Richter believes that sharing these human experiences through an interpreter — a human medium — prompts a greater understanding of the subject matter.

“It’s a way of seeing how academic information ... can be presented in different formats,” Richter noted. “In some ways, I think all academic historians should be interpreters.”

Richter also directs the National Institute of American History and Democracy (NIAHD) at the College, which partners with Colonial Williamsburg to give both high school and college students the opportunity to have hands-on experiences in museums and archaeological excavations. The goal of NIAHD is to show students that history is not limited to memorizing facts in a textbook but rather a dynamic process.

“We really try to provide hands-on experience to learn how to be a public historian and to engage with history … History is an active pursuit,” Richter said. “We like to say we do history.”

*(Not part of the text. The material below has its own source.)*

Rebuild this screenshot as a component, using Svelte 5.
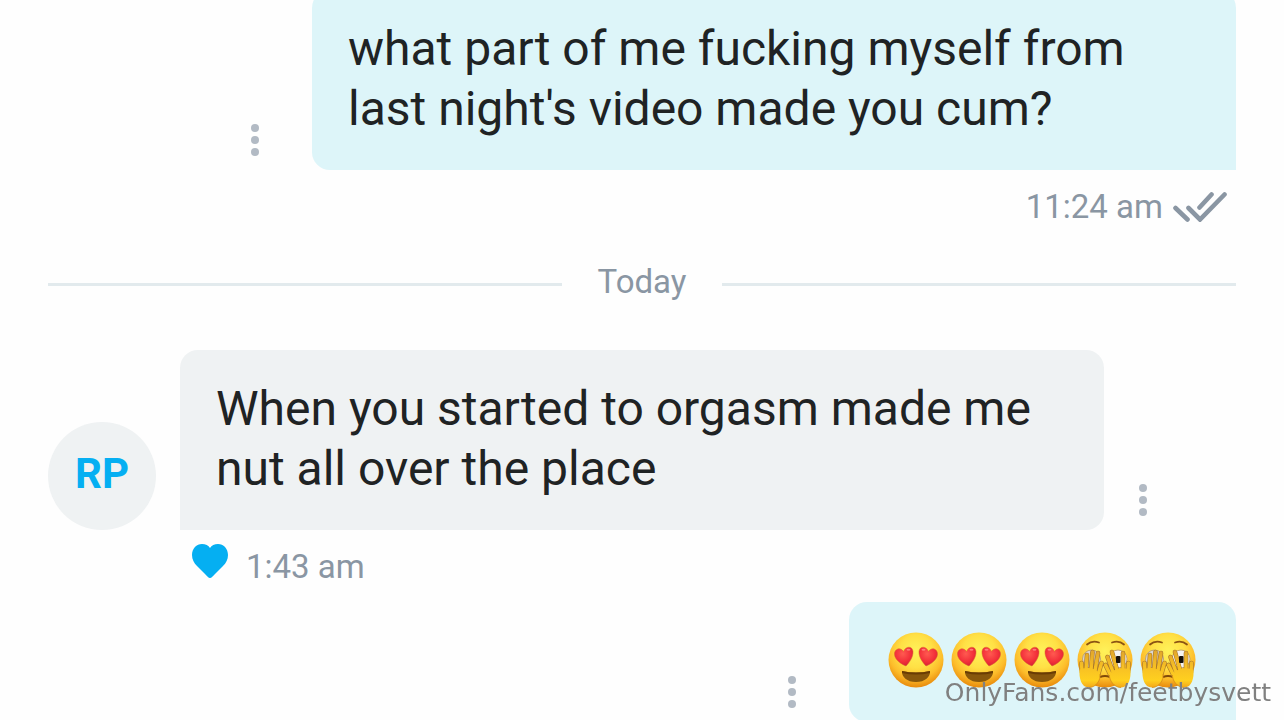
<script lang="ts">
  type Message = {
    id: number;
    from: 'me' | 'them';
    text?: string;
    emoji?: ('love' | 'peek')[];
    time?: string;
    liked?: boolean;
  };

  const earlier: Message[] = [
    {
      id: 1,
      from: 'me',
      text: "what part of me fucking myself from\nlast night's video made you cum?",
      time: '11:24 am'
    }
  ];

  const today: Message[] = [
    {
      id: 2,
      from: 'them',
      text: 'When you started to orgasm made me\nnut all over the place',
      time: '1:43 am',
      liked: true
    },
    { id: 3, from: 'me', emoji: ['love', 'love', 'love', 'peek', 'peek'] }
  ];

  const fingers =
    'M5 40L4.500 31M9 38L10 23M14 38L15.500 20M18 39L21 21M21 43L24.500 31M51 40L51.500 31M46 38L46 21M40 38L35 20M36 40L30.500 25M34 44L28.500 33';
</script>

<svg class="defs" aria-hidden="true">
  <defs>
    <radialGradient id="face" cx="0.5" cy="0.34" r="0.66">
      <stop offset="0" stop-color="#fff25a" />
      <stop offset="0.45" stop-color="#ffe045" />
      <stop offset="0.75" stop-color="#fdbd2b" />
      <stop offset="1" stop-color="#e88a0c" />
    </radialGradient>
    <linearGradient id="hand" x1="0" y1="18" x2="0" y2="56" gradientUnits="userSpaceOnUse">
      <stop offset="0" stop-color="#e0a52c" />
      <stop offset="0.45" stop-color="#f7c024" />
      <stop offset="0.8" stop-color="#ffd01f" />
      <stop offset="1" stop-color="#f2a51a" />
    </linearGradient>
    <radialGradient id="love" cx="0.45" cy="0.35" r="0.7">
      <stop offset="0" stop-color="#ff5a50" />
      <stop offset="0.6" stop-color="#f3303a" />
      <stop offset="1" stop-color="#d01f35" />
    </radialGradient>
  </defs>
</svg>

{#snippet loveFace()}
  <svg class="emoji" viewBox="0 0 56 56" role="img" aria-label="heart eyes">
    <circle cx="28" cy="28" r="27.500" fill="url(#face)" />
    <g fill="url(#love)" stroke="#d9662a" stroke-width="0.500">
      <path d="M18 34C13 32 7 28 6.500 22.500C6 17 12.500 14.500 15.500 19.500C17.500 14 24.500 13.500 25 19.500C25.400 25 21 31 18 34Z" />
      <path d="M38 34C43 32 49 28 49.500 22.500C50 17 43.500 14.500 40.500 19.500C38.500 14 31.500 13.500 31 19.500C30.600 25 35 31 38 34Z" />
    </g>
    <g fill="#ff9d8e" opacity="0.7">
      <ellipse cx="20.500" cy="17.800" rx="2" ry="1" />
      <ellipse cx="35.500" cy="17.800" rx="2" ry="1" />
    </g>
    <path d="M14 39Q28 42 42 39C42.500 45 37 50 28 50S13.500 45 14 39Z" fill="#87570c" />
    <path d="M14 39Q28 42 42 39L42 41Q28 44 14 41Z" fill="#693c04" />
  </svg>
{/snippet}

{#snippet peekFace()}
  <svg class="emoji" viewBox="0 0 56 56" role="img" aria-label="peeking through fingers">
    <circle cx="28" cy="28" r="27.500" fill="url(#face)" />
    <g fill="none" stroke="#8b5413" stroke-width="1.800" stroke-linecap="round">
      <path d="M10 12.500Q15 8 22 10.500" />
      <path d="M35 10.500Q42 8 47 12.500" />
    </g>
    <ellipse cx="14.500" cy="27" rx="9" ry="9" fill="#dcd8d2" stroke="#b3946c" stroke-width="0.800" />
    <ellipse cx="41" cy="27" rx="9" ry="9" fill="#f5f3f1" stroke="#b3946c" stroke-width="0.800" />
    <path d="M23 45Q28 43 33 45" fill="none" stroke="#804a09" stroke-width="2" />
    <g stroke-linecap="round" fill="none">
      <path d={fingers} stroke="#a8762a" stroke-width="4.600" />
      <path d={fingers} stroke="url(#hand)" stroke-width="3.400" />
    </g>
    <rect x="39" y="24" width="4.500" height="7" rx="1" fill="#17110d" />
    <g fill="url(#hand)">
      <path d="M2.500 38C6 35 19 35 22.500 42C24 48 19 55.500 12 55.500C4 55.500 2 46 2.500 38Z" />
      <path d="M53.500 38C50 35 36 35 32.500 43C32 48 37 55.500 44 55.500C52 55.500 54 46 53.500 38Z" />
    </g>
    <g fill="none" stroke="#d68d17" stroke-width="0.800">
      <path d="M23 42C24 48 19 55.500 12 55.500" />
      <path d="M32.500 43C32 48 37 55.500 44 55.500" />
    </g>
  </svg>
{/snippet}

{#snippet menu()}
  <button class="menu" aria-label="Message options">
    <svg viewBox="0 0 8 32" width="8" height="32">
      <circle cx="4" cy="4" r="4" />
      <circle cx="4" cy="16" r="4" />
      <circle cx="4" cy="28" r="4" />
    </svg>
  </button>
{/snippet}

{#snippet message(msg: Message)}
  <article class="message {msg.from}">
    <div class="row">
      {#if msg.from === 'them'}
        <div class="avatar">RP</div>
      {:else}
        {@render menu()}
      {/if}
      <div class="bubble" class:fit={msg.emoji}>
        {#if msg.emoji}
          <div class="emojis">
            {#each msg.emoji as kind}
              {#if kind === 'love'}{@render loveFace()}{:else}{@render peekFace()}{/if}
            {/each}
          </div>
        {:else}
          <p>{msg.text}</p>
        {/if}
      </div>
      {#if msg.from === 'them'}
        {@render menu()}
      {/if}
    </div>
    {#if msg.time}
      <footer>
        {#if msg.liked}
          <button class="like" aria-label="Unlike">
            <svg viewBox="0 0 36 34" width="36" height="34">
              <path d="M18 34C16.500 34 15 32 13 30L5 22C2 19 0 15.500 0 11C0 4.500 4.500 0 10 0C13.500 0 16.500 1.500 18 4C19.500 1.500 22.500 0 26 0C31.500 0 36 4.500 36 11C36 15.500 34 19 31 22L23 30C21 32 19.500 34 18 34Z" />
            </svg>
          </button>
        {/if}
        <time>{msg.time}</time>
        {#if msg.from === 'me'}
          <svg class="ticks" viewBox="0 0 54 32" width="54" height="32" role="img" aria-label="Read">
            <path d="M2.500 18L14.500 29.500M15.500 18L27 29.500L51.500 4.500M26.500 17.500L38.500 4.500" />
          </svg>
        {/if}
      </footer>
    {/if}
  </article>
{/snippet}

<main>
  {#each earlier as msg (msg.id)}
    {@render message(msg)}
  {/each}
  <div class="day"><span>Today</span></div>
  {#each today as msg (msg.id)}
    {@render message(msg)}
  {/each}
</main>
<div class="watermark">OnlyFans.com/feetbysvett</div>

<style>
  :global(body) {
    background: #fefefe;
    overflow: hidden;
  }

  .defs {
    position: absolute;
    width: 0;
    height: 0;
  }

  /* scrolled slightly past the top of the first bubble */
  main {
    margin-top: -10px;
    padding: 0 48px;
    font-family: Roboto, sans-serif;
    color: #1f2324;
  }

  .row {
    display: flex;
    align-items: flex-end;
  }

  .me .row {
    justify-content: flex-end;
    padding-left: 150px;
  }

  .them .row {
    padding-right: 54px;
  }

  .bubble {
    flex: 1;
    box-sizing: border-box;
    padding: 29px 36px 31px;
    border-radius: 18px;
  }

  .bubble.fit {
    flex: none;
    padding: 30px 36px;
  }

  .me .bubble {
    background: #ddf5f9;
    border-bottom-right-radius: 0;
  }

  .them .bubble {
    background: #eff2f3;
    border-bottom-left-radius: 0;
  }

  p {
    margin: 0;
    font-size: 48px;
    line-height: 60px;
    white-space: pre-line;
  }

  .avatar {
    width: 108px;
    height: 108px;
    margin-right: 24px;
    border-radius: 50%;
    background: #eff2f3;
    color: #05aff2;
    font-size: 42px;
    font-weight: 700;
    line-height: 104px;
    text-align: center;
  }

  button {
    padding: 0;
    border: 0;
    background: none;
    cursor: pointer;
  }

  .menu {
    display: flex;
    justify-content: center;
    align-items: center;
    width: 78px;
    height: 60px;
    fill: #b2bac4;
  }

  .me .menu {
    width: 114px;
  }

  .emojis {
    display: flex;
    height: 60px;
  }

  .emoji {
    width: 56px;
    height: 56px;
    padding: 0 4px 0 3px;
  }

  footer {
    display: flex;
    align-items: center;
    height: 72px;
    color: #8a96a3;
    font-size: 33px;
  }

  .me footer {
    justify-content: flex-end;
    gap: 10px;
    padding-right: 9px;
  }

  .them footer {
    gap: 18px;
    padding-left: 144px;
  }

  .like {
    display: flex;
    align-items: flex-start;
    height: 44px;
    fill: #05aff2;
  }

  .ticks {
    fill: none;
    stroke: #8a96a3;
    stroke-width: 4.6;
    stroke-linecap: round;
  }

  .day {
    display: flex;
    align-items: center;
    gap: 36px;
    padding: 20px 0 44px;
    color: #8a96a3;
    font-size: 33px;
    line-height: 40px;
  }

  .day span {
    padding-bottom: 4px;
  }

  .day::before,
  .day::after {
    content: '';
    flex: 1;
    height: 3px;
    background: #e2eaed;
  }

  .watermark {
    position: fixed;
    right: 13px;
    bottom: 12px;
    color: #808080;
    font-family: 'DejaVu Sans', sans-serif;
    font-size: 25px;
    line-height: 30px;
  }
</style>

While capturing a complete historical narrative is impossible, museums like the Colonial Williamsburg Foundation continue to strive toward that goal.

“The future is not being able to leave Williamsburg without knowing that [Black Americans] were here, that we were a part of the history and a major part of the history, and that our American stories are just as American as any American story,” Seals said. “The fact that the understanding is that the story has to be everywhere here — in the historic area and within the foundation — means that we’ve come quite a long way in 40-some years now.”